U.S. Secretary of Agriculture and former Iowa governor Tom Vilsack brought an entourage to Ankeny recently to create some dialogue between government officials and the world of agriculture. He’s staging similar events elsewhere around the nation, and it’s an admirable project. “The president is very concerned about the status of the rural economy,” Vilsack told a large crowd at Des Moines Area Community College’s Ankeny campus. “He wants a new framework.”

Building a new framework sounds doable. But what some rural folks really want is a ride in a time machine, and that’s probably not going to happen. At one session, a Missouri farmer named Jim Foster talked about driving up here from Missouri, and compared the sights now with what he saw in the 1960s. Back then, he said, every farm had some hogs in homemade shelters out in the pasture and a few dozen calves on feed, and the driveway hummed with visits from the local veterinarian, feed companies and implement dealers.

Now he sees weeds in the feedlots, collapsing buildings and “very little human activity around what was once a thriving economic model.”

No question, farms were more pleasing to drive past in the old days. The closer anyone gets to self-sufficiency, the more the rest of us like to watch. But there’s no gravel road back to that sunset-colored farmstead.

Other farmers on the panel with Foster talked about niche marketing and sideline businesses – compromises with the world as it is. Foster wasn’t impressed. Referring to selling pork at a farmers market, he said, “I applaud those doing it, but lots of luck getting a living for all of rural America that way.”

When good things go away, we look for malevolent forces to blame. But really, those self-sufficient farmers of the 1960s set us on the path to what we have now, and there’s nothing mysterious about it.

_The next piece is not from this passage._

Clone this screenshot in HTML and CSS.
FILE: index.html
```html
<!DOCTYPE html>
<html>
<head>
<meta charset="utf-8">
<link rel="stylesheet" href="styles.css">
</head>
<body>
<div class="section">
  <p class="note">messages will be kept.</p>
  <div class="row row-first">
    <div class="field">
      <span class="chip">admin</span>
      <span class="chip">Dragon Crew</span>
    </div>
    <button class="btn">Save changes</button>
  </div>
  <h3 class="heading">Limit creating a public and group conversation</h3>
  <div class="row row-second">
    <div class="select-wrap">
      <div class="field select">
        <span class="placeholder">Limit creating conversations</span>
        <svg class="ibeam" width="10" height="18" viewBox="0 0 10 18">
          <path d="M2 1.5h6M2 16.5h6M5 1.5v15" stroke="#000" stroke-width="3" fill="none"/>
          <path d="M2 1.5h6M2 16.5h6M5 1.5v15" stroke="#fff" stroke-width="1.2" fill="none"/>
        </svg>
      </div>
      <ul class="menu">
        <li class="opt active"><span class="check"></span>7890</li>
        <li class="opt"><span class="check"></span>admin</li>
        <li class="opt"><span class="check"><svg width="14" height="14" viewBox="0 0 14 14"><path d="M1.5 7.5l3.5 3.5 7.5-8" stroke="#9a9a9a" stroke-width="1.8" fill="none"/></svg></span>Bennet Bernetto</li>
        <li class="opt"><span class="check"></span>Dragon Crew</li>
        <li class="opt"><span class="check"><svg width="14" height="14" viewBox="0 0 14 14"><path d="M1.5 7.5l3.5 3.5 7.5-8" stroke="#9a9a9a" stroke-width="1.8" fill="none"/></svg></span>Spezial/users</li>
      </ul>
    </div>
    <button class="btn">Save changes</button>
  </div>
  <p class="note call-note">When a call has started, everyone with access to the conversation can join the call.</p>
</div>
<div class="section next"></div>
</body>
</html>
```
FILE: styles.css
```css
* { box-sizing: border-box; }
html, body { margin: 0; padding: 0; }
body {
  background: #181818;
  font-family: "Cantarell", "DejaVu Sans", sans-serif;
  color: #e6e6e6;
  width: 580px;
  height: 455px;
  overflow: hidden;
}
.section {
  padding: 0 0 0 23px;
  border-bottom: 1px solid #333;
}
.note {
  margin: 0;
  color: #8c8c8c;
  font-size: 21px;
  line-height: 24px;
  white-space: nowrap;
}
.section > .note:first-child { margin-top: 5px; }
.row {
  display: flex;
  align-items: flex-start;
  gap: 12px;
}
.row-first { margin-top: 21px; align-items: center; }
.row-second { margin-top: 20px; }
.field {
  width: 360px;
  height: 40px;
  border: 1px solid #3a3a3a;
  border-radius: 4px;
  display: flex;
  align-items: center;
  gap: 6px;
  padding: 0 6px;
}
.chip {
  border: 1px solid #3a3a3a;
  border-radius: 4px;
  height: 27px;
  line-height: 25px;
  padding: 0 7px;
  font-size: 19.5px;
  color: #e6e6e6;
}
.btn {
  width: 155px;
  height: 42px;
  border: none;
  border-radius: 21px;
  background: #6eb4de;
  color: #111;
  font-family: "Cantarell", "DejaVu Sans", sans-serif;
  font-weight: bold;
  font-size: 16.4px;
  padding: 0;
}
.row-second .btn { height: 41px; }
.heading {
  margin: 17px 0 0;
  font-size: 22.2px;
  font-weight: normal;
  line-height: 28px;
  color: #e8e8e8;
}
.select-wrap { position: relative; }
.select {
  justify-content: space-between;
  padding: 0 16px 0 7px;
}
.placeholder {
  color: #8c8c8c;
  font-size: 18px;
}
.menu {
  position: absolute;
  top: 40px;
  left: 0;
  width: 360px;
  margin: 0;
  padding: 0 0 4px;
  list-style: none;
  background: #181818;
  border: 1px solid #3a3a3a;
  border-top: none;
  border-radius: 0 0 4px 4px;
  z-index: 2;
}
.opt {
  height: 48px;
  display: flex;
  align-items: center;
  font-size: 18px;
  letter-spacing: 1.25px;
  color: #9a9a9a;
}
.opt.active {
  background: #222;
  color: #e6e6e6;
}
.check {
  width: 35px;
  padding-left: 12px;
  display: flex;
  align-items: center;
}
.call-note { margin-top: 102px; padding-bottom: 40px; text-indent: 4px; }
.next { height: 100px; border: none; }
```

They were independent, but independence is just another name for competition. Competition translates into winners and losers.

Most of those small operators harbored a desire to be a big operator. They rented more land and bought bigger equipment; they put the hogs indoors for greater efficiency. The game changed before they could call a timeout.

Foster argued that we’ve moved beyond competition into something that looks an awful lot like monopoly, at least in hog production. You’re free to raise all the livestock you want, but when it’s marketing time, you take what the big guys allow you to have.

It’s easy to feel sympathy for people like Foster, who just wants his grandchildren to have a reasonable chance to farm. “Size and deep pockets should have no bearing on their right to participate,” he said. “This is America.” But an awful lot of the young people who leave the farm are leaving because they don’t want to be there anymore, making Foster a rebel leader without enough rebellious followers.

Vilsack talked about making sure rural residents have good broadband access, promoting renewable energy and “reconnecting people with their food source.”

These would be great things. But they won’t be enough to make legions of young adults choose the farm over the bright lights. The Internet can help you track price trends, but it can’t make a hog confinement building look like fun.

It was delightful to see those bustling farms back in the day, and it’s sad to see so many of them crumbling into the dirt now.

But corporations will keep striving for maximum efficiency, and farmers will continue to be knocked off their tractors. That’s America, too.